Turning Awareness Into a System
Knowing the names of these biases is a start, but it doesn't do much on its own. What actually changes behavior is seeing your own biases in your own data, over and over, until the pattern is impossible to ignore. That's the real value of logging trades with context, not just entries and exits, but the reasoning, the emotional state, and the setup behind each one.
Over time, a well-kept log turns vague self-suspicion ("I think I chase breakouts when I'm behind for the week") into something concrete you can actually see and correct. This is part of why behavioral patterns matter as much as technical setups, and why tools built around trading discipline focus so heavily on context, not just outcomes. If you want to build these habits without risking real capital, a paper trading journal is a low-stakes place to start noticing your own patterns.
Bias isn't something you defeat once and move past. It's a permanent feature of having a human brain in a market that constantly tests it. The traders who handle it best have simply stopped relying on memory and started relying on a system, whether that's a written checklist, a tagged journal, or AI trading software that flags the patterns before they turn into another repeated mistake.
FAQ
What is a cognitive bias in trading?
A cognitive bias in trading is a mental shortcut that distorts how a trader interprets information or makes decisions, often without the trader realizing it's happening. These shortcuts evolved to help humans make fast decisions in everyday life, but they frequently lead to costly errors in a data-driven environment like the market.
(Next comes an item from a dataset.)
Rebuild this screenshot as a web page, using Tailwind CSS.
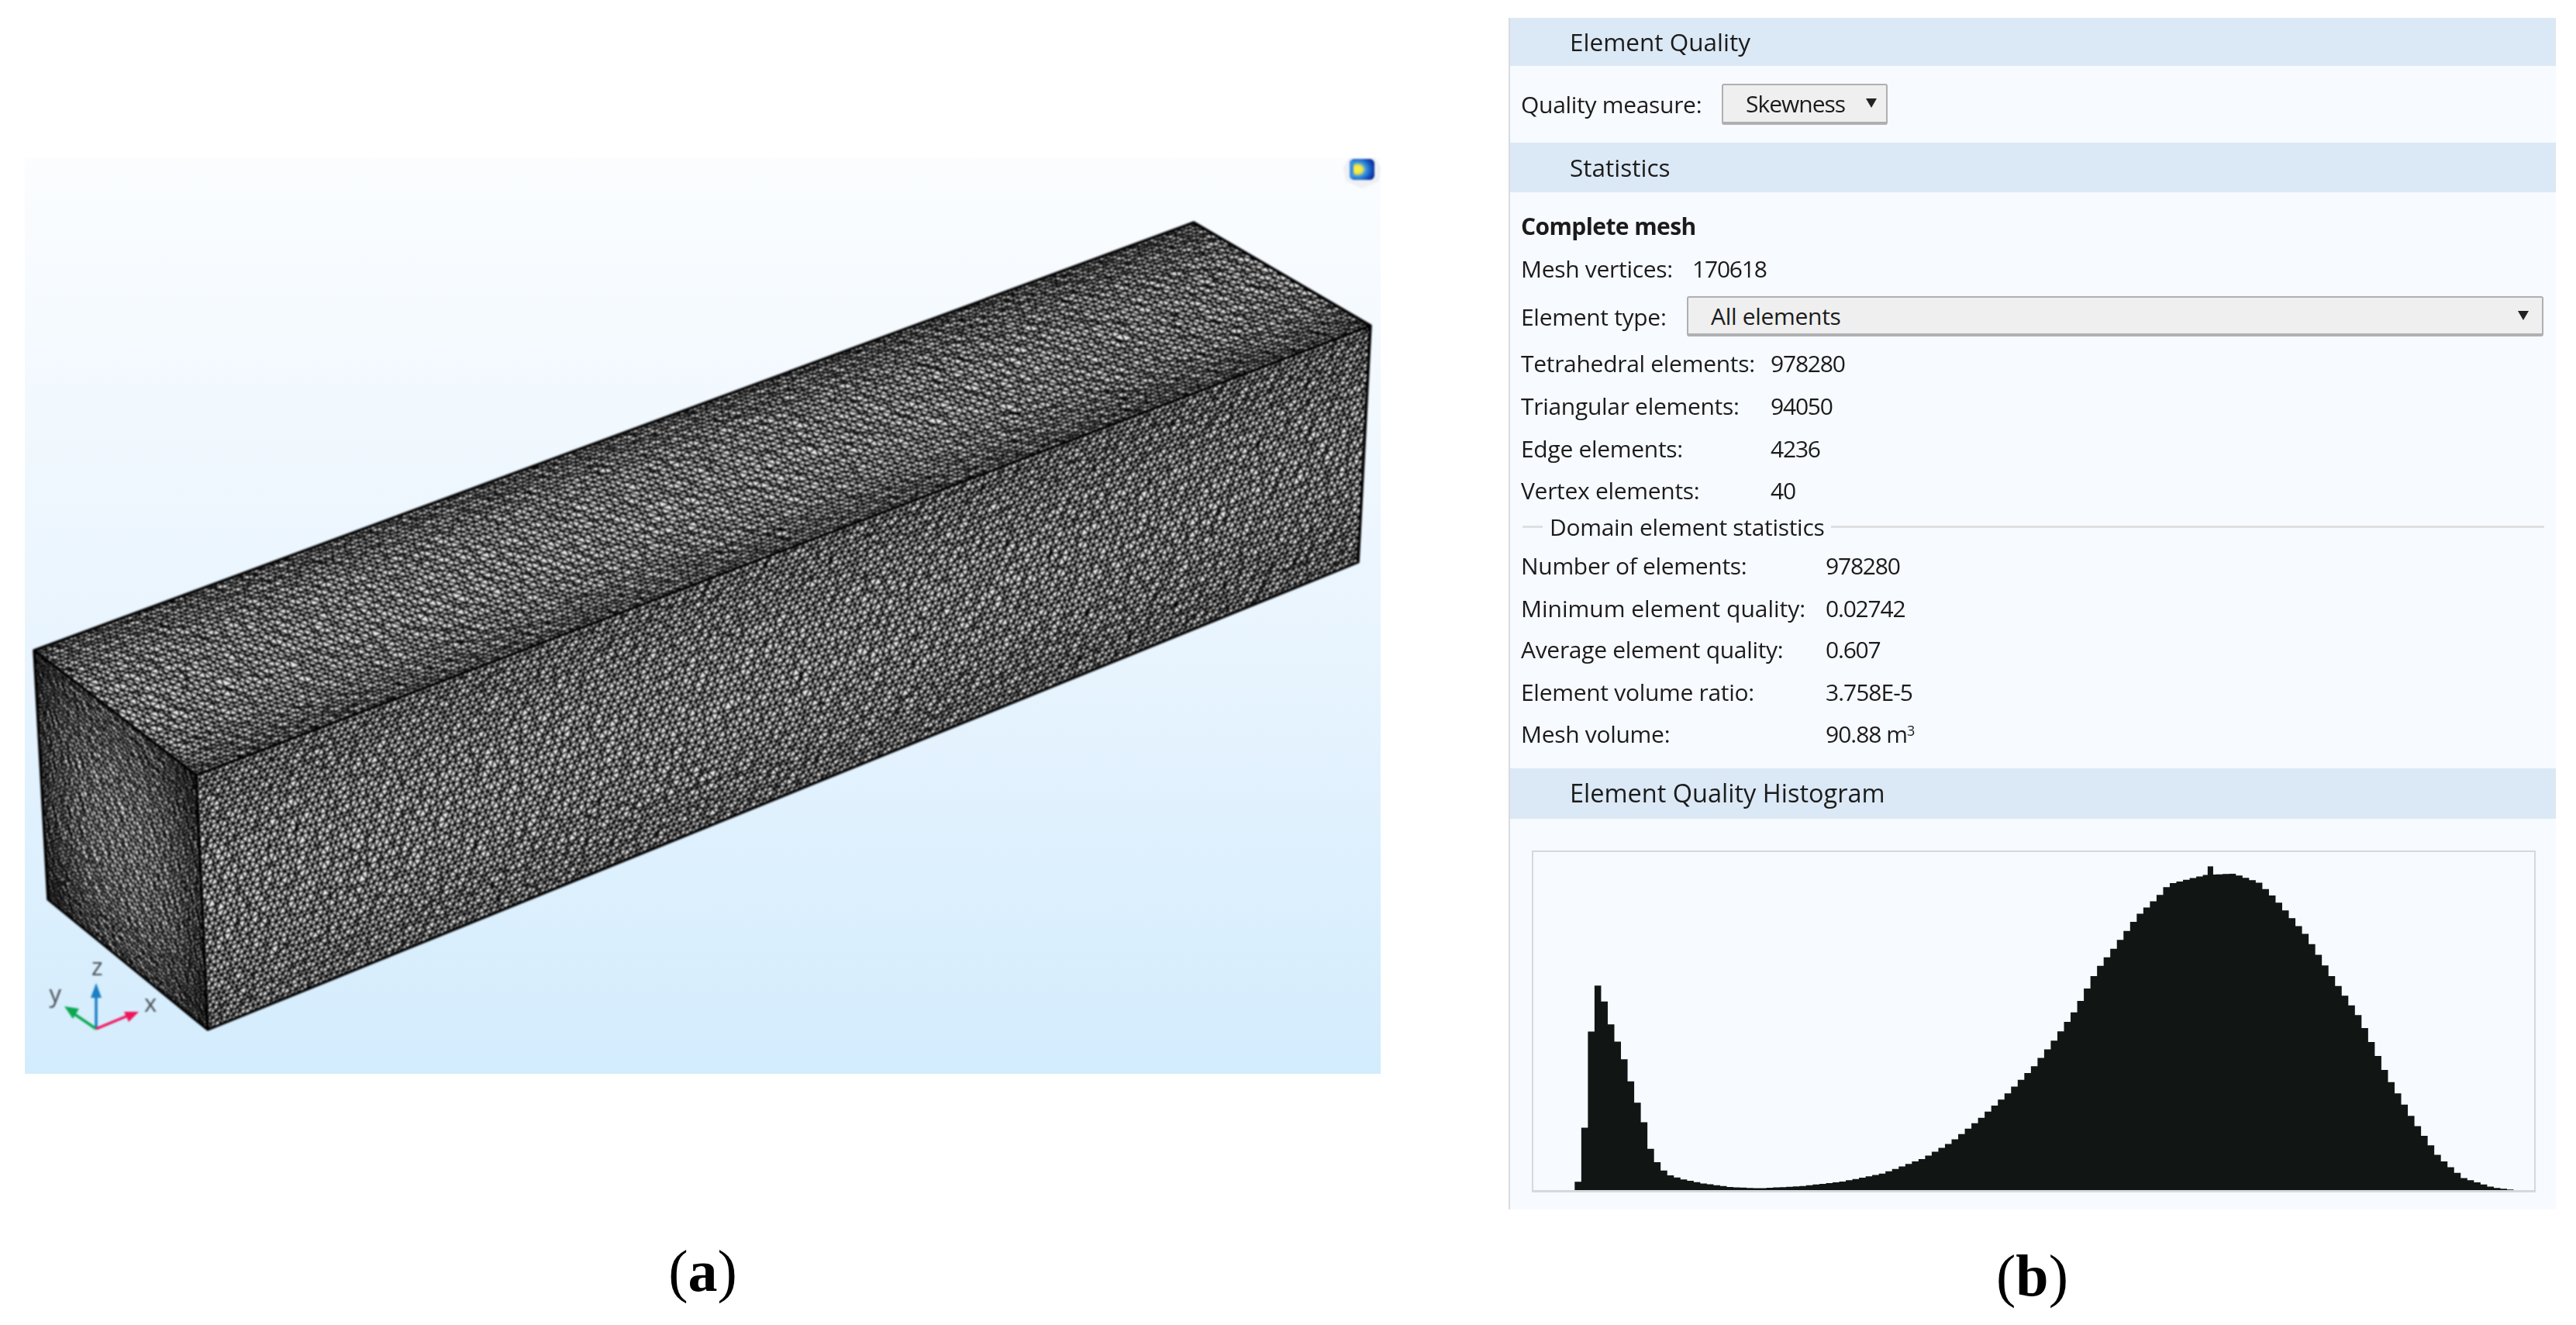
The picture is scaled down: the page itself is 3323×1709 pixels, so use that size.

What is the most common cognitive bias among traders?
Confirmation bias is widely considered the most common, since it affects nearly every stage of a trade. It leads traders to seek out information that supports a position they already hold while dismissing or downplaying evidence that contradicts it.
Can cognitive biases in trading actually be fixed?
Biases can't be permanently eliminated because they're built into how the brain processes information under uncertainty. What traders can do is build systems, like written rules, invalidation criteria, and detailed trade logs, that catch biased decisions before they turn into costly mistakes.
How does journaling help with trading psychology?
A detailed trading journal creates an outside record of decisions and reasoning that isn't distorted by memory or emotion in the moment. Reviewing that record over time makes recurring biases visible in a way that's much harder to see from inside a single trade.